Records from a data collection

□ □ □ □

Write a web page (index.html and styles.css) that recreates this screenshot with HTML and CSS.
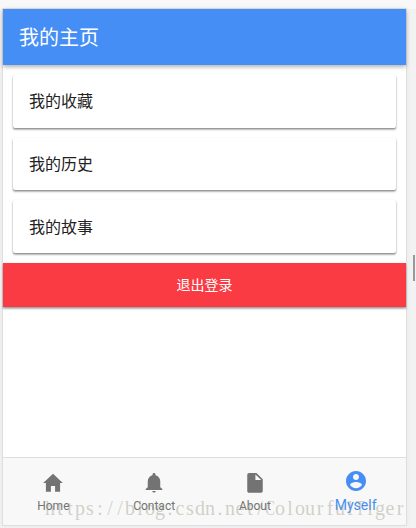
FILE: index.html
```html
<!DOCTYPE html>
<html lang="zh-CN">

<head>
    <meta charset="UTF-8">
    <meta name="viewport" content="width=device-width, initial-scale=1.0">
    <title>我的主页</title>
    <link rel="stylesheet" href="styles.css">
</head>

<body>
    <div class="phone">
        <header class="navbar">
            <h1>我的主页</h1>
        </header>

        <main class="content">
            <div class="card">我的收藏</div>
            <div class="card">我的历史</div>
            <div class="card">我的故事</div>
            <button class="logout">退出登录</button>
        </main>

        <nav class="tabs">
            <a class="tab">
                <svg viewBox="0 0 24 24">
                    <path d="M9.500 22.500v-7h5v7h6V12h3.300L12 .8.200 12h3.300v10.500z" />
                </svg>
                <span>Home</span>
            </a>
            <a class="tab">
                <svg viewBox="0 0 24 24">
                    <path d="M12 23.500c1.200 0 2.200-.8 2.200-1.800H9.800c0 1 1 1.800 2.200 1.800zM19.500 17V10c0-3.700-2.300-6.600-5.700-7.400V1.800C13.800.8 13 0 12 0s-1.800.8-1.800 1.800v.8C6.800 3.400 4.500 6.300 4.500 10v7L2 19.300v1.200h20v-1.200z" />
                </svg>
                <span>Contact</span>
            </a>
            <a class="tab">
                <svg viewBox="0 0 24 24">
                    <path d="M5 0C3.700 0 2.700 1 2.700 2.300v19.200c0 1.300 1 2.300 2.300 2.300h14c1.300 0 2.300-1 2.300-2.300V7.500L13.800 0zm7.500 8.500V1.800l7 6.700z" />
                </svg>
                <span>About</span>
            </a>
            <a class="tab active">
                <svg viewBox="0 0 24 24">
                    <path d="M12 2C6.500 2 2 6.500 2 12s4.500 10 10 10 10-4.500 10-10S17.500 2 12 2zm0 3c1.700 0 3 1.300 3 3s-1.300 3-3 3-3-1.300-3-3 1.300-3 3-3zm0 14.200c-2.500 0-4.700-1.300-6-3.200 0-2 4-3.100 6-3.100s6 1.100 6 3.100c-1.300 1.900-3.500 3.200-6 3.200z" />
                </svg>
                <span>Myself</span>
            </a>
        </nav>
    </div>

    <div class="scrollbar"></div>
    <div class="watermark" id="watermark"></div>

    <script>
        // one fixed-width cell per character
        const watermark = document.getElementById('watermark');
        for (const letra of 'https://blog.csdn.net/ColourfulTiger') {
            const span = document.createElement('span');
            span.textContent = letra;
            if (/[CT]/.test(letra)) span.className = 'wide';
            watermark.appendChild(span);
        }
    </script>
</body>

</html>
```
FILE: styles.css
```css
* {
    box-sizing: border-box;
}

body {
    margin: 0;
    padding: 9px 10px 3px 3px;
    height: 528px;
    overflow: hidden;
    background: linear-gradient(#f8f8f8 9px, #f2f2f2 9px);
    font-family: Roboto, "Noto Sans CJK SC", sans-serif;
}

.phone {
    display: flex;
    flex-direction: column;
    width: 403px;
    height: 516px;
    background: #fff;
    box-shadow: 0 0 0 1px #dedede, 0 0 6px rgba(0, 0, 0, 0.06);
}

.navbar {
    display: flex;
    align-items: center;
    height: 56px;
    padding: 0 16px 2px;
    background: #448ef6;
    color: #fff;
    box-shadow: 0 2px 4px rgba(0, 0, 0, 0.3);
}

.navbar h1 {
    margin: 0;
    font-size: 20px;
    font-weight: 400;
}

.content {
    flex: 1;
    padding-top: 10px;
}

.card {
    display: flex;
    align-items: center;
    height: 52.700px;
    margin: 0 10px 10px;
    padding: 0 16px 2px;
    border-radius: 2px;
    background: #fff;
    color: #222;
    font-size: 16px;
    box-shadow: 0 2px 2px rgba(0, 0, 0, 0.2), 0 1px 2px rgba(0, 0, 0, 0.35);
}

.logout {
    display: block;
    width: 100%;
    height: 44px;
    padding: 0 0 2px;
    border: none;
    background: #fb3b44;
    color: #fff;
    font-family: inherit;
    font-size: 14px;
    box-shadow: 0 2px 2px rgba(0, 0, 0, 0.2), 0 1px 2px rgba(0, 0, 0, 0.3);
}

.tabs {
    display: flex;
    height: 68px;
    border-top: 1px solid #dedede;
    background: #f8f8f8;
}

.tab {
    flex: 1;
    display: flex;
    flex-direction: column;
    align-items: center;
    padding-top: 15px;
    color: #737373;
    font-size: 12px;
    line-height: 16px;
}

.tab svg {
    width: 20px;
    height: 20px;
    margin-bottom: 5px;
    fill: currentColor;
}

.tab.active {
    padding-top: 11px;
    color: #448ef6;
    font-size: 14px;
}

.tab.active svg {
    width: 24px;
    height: 24px;
    margin-bottom: 4px;
}

.scrollbar {
    position: absolute;
    top: 255px;
    left: 413px;
    width: 2px;
    height: 26px;
    background: #999;
}

.watermark {
    position: absolute;
    top: 496px;
    left: 45px;
    display: flex;
    color: rgba(150, 150, 130, 0.42);
    font-family: "Liberation Serif", serif;
    font-size: 20px;
    line-height: 24px;
    pointer-events: none;
}

.watermark span {
    display: flex;
    justify-content: center;
    width: 10px;
}

.watermark .wide {
    transform: scaleX(0.75);
}
```
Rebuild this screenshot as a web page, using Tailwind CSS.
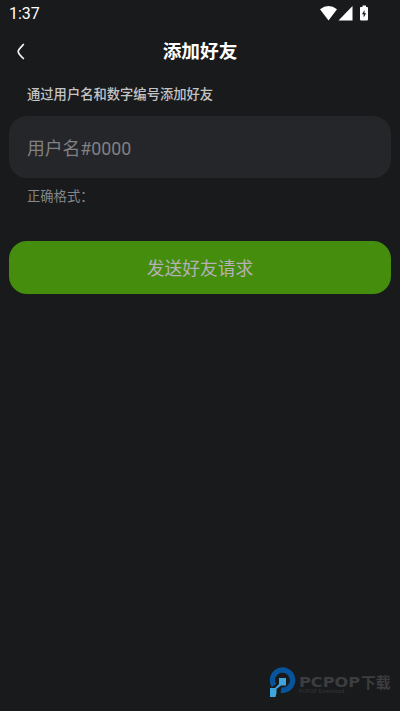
<!DOCTYPE html>
<html lang="zh-CN">
<head>
<meta charset="utf-8">
<meta name="viewport" content="width=device-width, initial-scale=1">
<title>添加好友</title>
<script src="https://cdn.jsdelivr.net/npm/@tailwindcss/browser@4"></script>
</head>
<body class="bg-[#191a1c] font-[Roboto,'Noto_Sans_CJK_SC',sans-serif]">
<div class="flex h-[711px] w-[400px] flex-col overflow-hidden bg-[#191a1c]">
  <div class="flex h-7 shrink-0 items-center justify-between pl-[9px] pr-[30px]">
    <span class="text-base leading-7 font-normal text-white">1:37</span>
    <svg class="h-7 w-[51px]" viewBox="0 0 51 28" fill="#fff">
      <path d="M1 9.200Q9.500 2.600 18 9.200L9.500 20.400Z"/>
      <path d="M33.500 6V20.400H19.500Z"/>
      <path d="M43.500 5.500H47V7H48.200Q49 7 49 7.800V19.600Q49 20.400 48.200 20.400H41.800Q41 20.400 41 19.600V7.800Q41 7 41.800 7H43.500Z"/>
      <path d="M45.500 10L43 14.200H44.600V17.600L47.200 13.300H45.500Z" fill="#191a1c"/>
    </svg>
  </div>
  <header class="grid h-[46px] shrink-0 grid-cols-[40px_1fr_40px] items-center">
    <svg class="h-5 w-10" viewBox="0 0 40 20" fill="none" stroke="#f5f5f5" stroke-width="1.700" stroke-linecap="round" stroke-linejoin="round"><path d="M23.400 3.500C21.800 5.200 18.200 8.600 18.200 10.500C18.200 12.300 21.600 15.800 23.400 17.500"/></svg>
    <h1 class="pt-[3px] text-center text-[18.700px] leading-[43px] font-bold text-white">添加好友</h1>
  </header>
  <main class="flex flex-col px-[9px] pt-[11px]">
    <label class="pl-[18px] text-[13.300px] leading-5 font-medium text-[#c3c4c5]">通过用户名和数字编号添加好友</label>
    <div class="mt-[11px] flex h-[62px] items-center rounded-[18px] bg-[#25262a] pt-[3px] pl-[18px] text-[17.800px] leading-6 text-[#808182]">用户名#0000</div>
    <p class="mt-[9px] pl-[18px] text-[13.300px] leading-5 text-[#858687]">正确格式：</p>
    <button class="mt-[33.500px] flex h-[53.500px] items-center justify-center rounded-[18px] bg-[#458e0d] pt-[3px] text-[17.800px] leading-6 text-[#b5b0b7]">发送好友请求</button>
  </main>
  <footer class="mt-auto mb-[13px] flex h-[31px] items-start pl-[269px]">
    <svg class="h-[31px] w-[29px] shrink-0" viewBox="0 0 29 31">
      <path d="M5 18.500A10.100 10.100 0 1 1 12 23.100" fill="none" stroke="#07549b" stroke-width="5.300"/>
      <path d="M10 11H17V18.500H12L7.500 22V26L6.500 30H1V21H6L10 17Z" fill="#3fa5dd"/>
    </svg>
    <svg class="h-[31px] w-[94px] shrink-0" viewBox="0 0 94 31">
      <text x="1" y="19.500" fill="#3c3d3f" class="font-['DejaVu_Sans'] text-[14.500px] font-bold" textLength="61" lengthAdjust="spacingAndGlyphs">PCPOP</text>
      <text x="63" y="20.500" fill="#3c3d3f" class="font-['Noto_Sans_CJK_SC'] text-[14.800px] font-bold">下载</text>
      <text x="1" y="26.300" fill="#38393b" class="text-[5px]" textLength="45" lengthAdjust="spacing">PCPOP Download</text>
    </svg>
  </footer>
</div>
</body>
</html>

□ □ □ □

▸ **Task goal**
Copy out all lines above that include the string "screenshot".

▸ **Answer to this problem**
Write a web page (index.html and styles.css) that recreates this screenshot with HTML and CSS.
Rebuild this screenshot as a web page, using Tailwind CSS.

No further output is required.